Baking powder does double duty in pancakes: it starts reacting the moment it contacts liquid in the batter, then reacts again on the hot griddle. Any substitute needs to replicate both the gas production and the timing well enough that bubbles form through the batter before the surface sets. The cream of tartar and baking soda option handles this most cleanly because it stays dry until mixed, matching the behavior of commercial double-acting baking powder more closely than liquid acid substitutes.
If you’re using an acidic dairy substitute — buttermilk, yogurt, or DIY soured milk — mix the batter gently and cook it promptly. Acidic batters start releasing CO2 faster than baking powder batters do, and overworking the batter or letting it rest too long will exhaust the leavening before the pancakes hit the pan.
Frequently asked questions
- Can I just use baking soda instead of baking powder in pancakes?

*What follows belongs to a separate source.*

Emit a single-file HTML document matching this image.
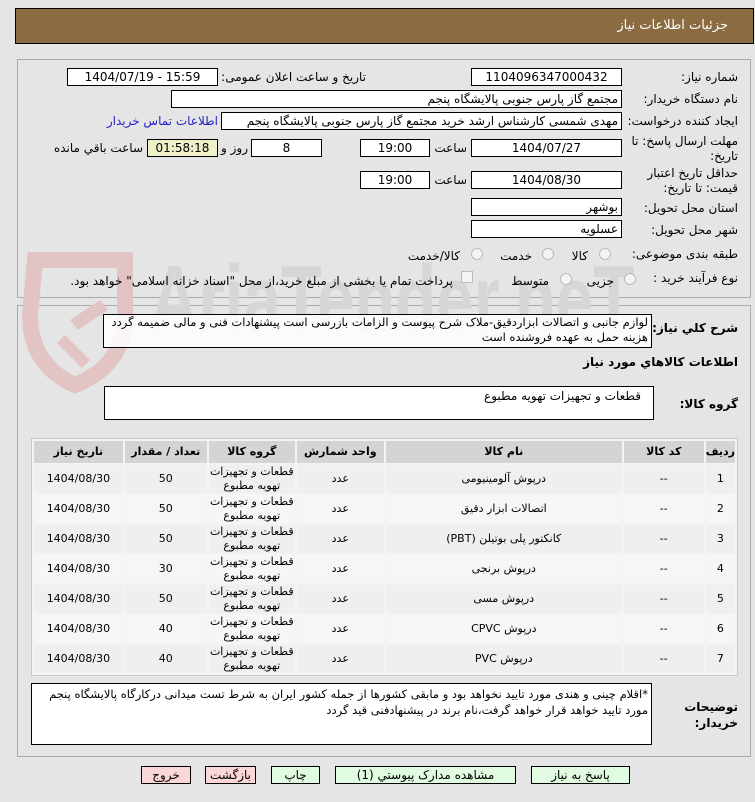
<!DOCTYPE html>
<html><head><meta charset="utf-8"><style>
body{margin:0;width:755px;height:802px;background:#e5e5e5;font-family:"DejaVu Sans","Liberation Sans",sans-serif;font-size:12px;color:#000;position:relative;overflow:hidden}
.a{position:absolute}
.box{position:absolute;background:#fff;border:1px solid #000;box-sizing:border-box;text-align:center;line-height:16px;white-space:nowrap;overflow:hidden}
.lbl{position:absolute;white-space:nowrap;direction:rtl;text-align:right}
.r{direction:rtl;text-align:right;padding-right:3px}
table{border-collapse:separate;border-spacing:2px;position:absolute;left:31px;top:438px;width:707px;background:#f4f4f4;border:1px solid #c8c8c8;direction:rtl}
td,th{text-align:center;font-size:11px;padding:0;line-height:14px}
th{background:#d4d4d4;height:22px;font-weight:bold}
td{background:#efefef;height:28px}
tr:nth-child(odd) td{background:#f6f6f6}
.btn{position:absolute;top:766px;height:18px;border:1px solid #000;box-sizing:border-box;text-align:center;line-height:16px;font-size:12px;background:#e0fbe0;white-space:nowrap}
.pk{background:#fbd6d6}
.rad{position:absolute;width:10px;height:10px;border:1px solid #bbb;border-radius:50%;background:#f4f4f4}
</style></head><body>
<div class="a" style="left:15px;top:8px;width:739px;height:36px;background:#8b6b42;border:1px solid #000;box-sizing:border-box"></div>
<div class="lbl" style="right:27px;top:18px;color:#fff;font-size:13px">جزئیات اطلاعات نیاز</div>

<div class="a" style="left:17px;top:59px;width:734px;height:239px;border:1px solid #aaa;box-sizing:border-box"></div>
<div class="a" style="left:17px;top:305px;width:734px;height:452px;border:1px solid #aaa;box-sizing:border-box"></div>

<!-- watermark -->
<svg class="a" style="left:15px;top:245px" width="140" height="150"><path d="M20 15 L110 15 L110 70 Q110 120 60 140 Q15 120 15 70 Z" fill="none" stroke="#e2c4c4" stroke-width="16"/><path d="M55 75 l30 -20 l8 10 l-30 20z M50 90 l25 25 l-8 8 l-25 -25z" fill="#e2c4c4"/></svg>
<div class="a" style="left:150px;top:245px;font-size:96px;font-weight:bold;color:#d6d6d6;font-family:'Liberation Sans',sans-serif;line-height:110px;transform:scaleX(0.7);transform-origin:left top;white-space:nowrap">AriaTender.neT</div>

<div class="lbl" style="right:17px;top:70px">شماره نیاز:</div>
<div class="box" style="left:471px;top:68px;width:151px;height:18px">1104096347000432</div>
<div class="lbl" style="right:389px;top:70px">تاریخ و ساعت اعلان عمومی:</div>
<div class="box" style="left:67px;top:68px;width:151px;height:18px">1404/07/19 - 15:59</div>

<div class="lbl" style="right:17px;top:92px">نام دستگاه خریدار:</div>
<div class="box r" style="left:171px;top:90px;width:451px;height:18px">مجتمع گاز پارس جنوبی  پالایشگاه پنجم</div>

<div class="lbl" style="right:17px;top:114px">ایجاد کننده درخواست:</div>
<div class="box r" style="left:221px;top:112px;width:401px;height:18px">مهدی شمسی کارشناس ارشد خرید مجتمع گاز پارس جنوبی  پالایشگاه پنجم</div>
<div class="lbl" style="right:537px;top:114px;color:#2222cc">اطلاعات تماس خریدار</div>

<div class="lbl" style="right:17px;top:134px;line-height:15px">مهلت ارسال پاسخ: تا<br>تاریخ:</div>
<div class="box" style="left:471px;top:139px;width:151px;height:18px">1404/07/27</div>
<div class="lbl" style="right:288px;top:141px">ساعت</div>
<div class="box" style="left:360px;top:139px;width:70px;height:18px">19:00</div>
<div class="box" style="left:251px;top:139px;width:71px;height:18px">8</div>
<div class="lbl" style="right:507px;top:141px">روز و</div>
<div class="box" style="left:147px;top:139px;width:71px;height:18px;background:#f0f0c8">01:58:18</div>
<div class="lbl" style="right:612px;top:141px">ساعت باقي مانده</div>

<div class="lbl" style="right:17px;top:166px;line-height:15px">حداقل تاریخ اعتبار<br>قیمت: تا تاریخ:</div>
<div class="box" style="left:471px;top:171px;width:151px;height:18px">1404/08/30</div>
<div class="lbl" style="right:288px;top:173px">ساعت</div>
<div class="box" style="left:360px;top:171px;width:70px;height:18px">19:00</div>

<div class="lbl" style="right:17px;top:201px">استان محل تحویل:</div>
<div class="box r" style="left:471px;top:198px;width:151px;height:18px">بوشهر</div>
<div class="lbl" style="right:17px;top:223px">شهر محل تحویل:</div>
<div class="box r" style="left:471px;top:220px;width:151px;height:18px">عسلویه</div>

<div class="lbl" style="right:17px;top:247px">طبقه بندی موضوعی:</div>
<div class="rad" style="left:599px;top:248px"></div><div class="lbl" style="right:167px;top:249px">کالا</div>
<div class="rad" style="left:542px;top:248px"></div><div class="lbl" style="right:223px;top:249px">خدمت</div>
<div class="rad" style="left:471px;top:248px"></div><div class="lbl" style="right:295px;top:249px">کالا/خدمت</div>

<div class="lbl" style="right:17px;top:271px">نوع فرآیند خرید :</div>
<div class="rad" style="left:624px;top:273px"></div><div class="lbl" style="right:141px;top:274px">جزیی</div>
<div class="rad" style="left:560px;top:273px"></div><div class="lbl" style="right:206px;top:274px">متوسط</div>
<div class="a" style="left:461px;top:271px;width:10px;height:10px;border:1px solid #bbb;background:#f4f4f4"></div>
<div class="lbl" style="right:302px;top:274px">پرداخت تمام یا بخشی از مبلغ خرید،از محل "اسناد خزانه اسلامی" خواهد بود.</div>

<div class="lbl" style="right:17px;top:321px;font-weight:bold">شرح کلي نياز:</div>
<div class="box r" style="left:103px;top:314px;width:549px;height:34px;white-space:normal;text-align:right;line-height:15px;background:rgba(255,255,255,.85);font-size:11.5px">لوازم جانبی و اتصالات ابزاردقیق-ملاک شرح پیوست و الزامات بازرسی است پیشنهادات فنی و مالی ضمیمه گردد هزینه حمل به عهده فروشنده است</div>
<div class="lbl" style="right:17px;top:355px;font-weight:bold">اطلاعات کالاهاي مورد نياز</div>
<div class="lbl" style="right:17px;top:397px;font-weight:bold">گروه کالا:</div>
<div class="box r" style="left:104px;top:386px;width:550px;height:34px;text-align:right;line-height:18px;padding-right:12px">قطعات و تجهیزات تهویه مطبوع</div>

<table>
<tr><th style="width:27px">ردیف</th><th style="width:80px">کد کالا</th><th style="width:236px">نام کالا</th><th style="width:87px">واحد شمارش</th><th style="width:86px">گروه کالا</th><th style="width:82px">تعداد / مقدار</th><th>تاریخ نیاز</th></tr>
<tr><td>1</td><td>--</td><td>درپوش آلومینیومی</td><td>عدد</td><td>قطعات و تجهیزات<br>تهویه مطبوع</td><td>50</td><td>1404/08/30</td></tr>
<tr><td>2</td><td>--</td><td>اتصالات ابزار دقیق</td><td>عدد</td><td>قطعات و تجهیزات<br>تهویه مطبوع</td><td>50</td><td>1404/08/30</td></tr>
<tr><td>3</td><td>--</td><td>کانکتور پلی بوتیلن (PBT)</td><td>عدد</td><td>قطعات و تجهیزات<br>تهویه مطبوع</td><td>50</td><td>1404/08/30</td></tr>
<tr><td>4</td><td>--</td><td>درپوش برنجی</td><td>عدد</td><td>قطعات و تجهیزات<br>تهویه مطبوع</td><td>30</td><td>1404/08/30</td></tr>
<tr><td>5</td><td>--</td><td>درپوش مسی</td><td>عدد</td><td>قطعات و تجهیزات<br>تهویه مطبوع</td><td>50</td><td>1404/08/30</td></tr>
<tr><td>6</td><td>--</td><td>درپوش CPVC</td><td>عدد</td><td>قطعات و تجهیزات<br>تهویه مطبوع</td><td>40</td><td>1404/08/30</td></tr>
<tr><td>7</td><td>--</td><td>درپوش PVC</td><td>عدد</td><td>قطعات و تجهیزات<br>تهویه مطبوع</td><td>40</td><td>1404/08/30</td></tr>
</table>

<div class="lbl" style="right:17px;top:699px;font-weight:bold;line-height:16px">توضیحات<br>خریدار:</div>
<div class="box r" style="left:31px;top:683px;width:621px;height:62px;white-space:normal;text-align:right;line-height:16px;padding-top:2px;font-size:11.5px">*اقلام چینی و هندی مورد تایید نخواهد بود و مابقی کشورها از جمله کشور ایران به شرط تست میدانی  درکارگاه پالایشگاه پنجم مورد تایید خواهد قرار خواهد گرفت،نام برند در پیشنهادفنی قید گردد</div>

<div class="btn" style="left:531px;width:99px">پاسخ به نیاز</div>
<div class="btn" style="left:335px;width:181px">مشاهده مدارک پیوستي (1)</div>
<div class="btn" style="left:271px;width:49px">چاپ</div>
<div class="btn pk" style="left:205px;width:51px">بازگشت</div>
<div class="btn pk" style="left:141px;width:50px">خروج</div>
</body></html>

- Not straight — baking soda is about 3–4x stronger and has no acid to react with, so you'd get flat, metallic-tasting pancakes. You need 1/4 tsp baking soda paired with an acidic ingredient (buttermilk, yogurt, or cream of tartar) to replace each 1 tsp of baking powder.
- Will pancakes still be fluffy without baking powder?
- Yes, if you use a properly balanced acid-base substitute. The cream of tartar plus baking soda option produces lift nearly identical to baking powder. Substitutes that rely on acidic dairy tend to produce a slightly denser, more tender crumb — still good, but not quite as light.
- How much baking soda replaces 2 tsp of baking powder in a pancake recipe?
- Use 1 tsp baking soda plus 2 tsp cream of tartar. If using buttermilk instead, use 1/2 tsp baking soda and replace the regular milk with buttermilk — don't simply double the baking soda without an acid source.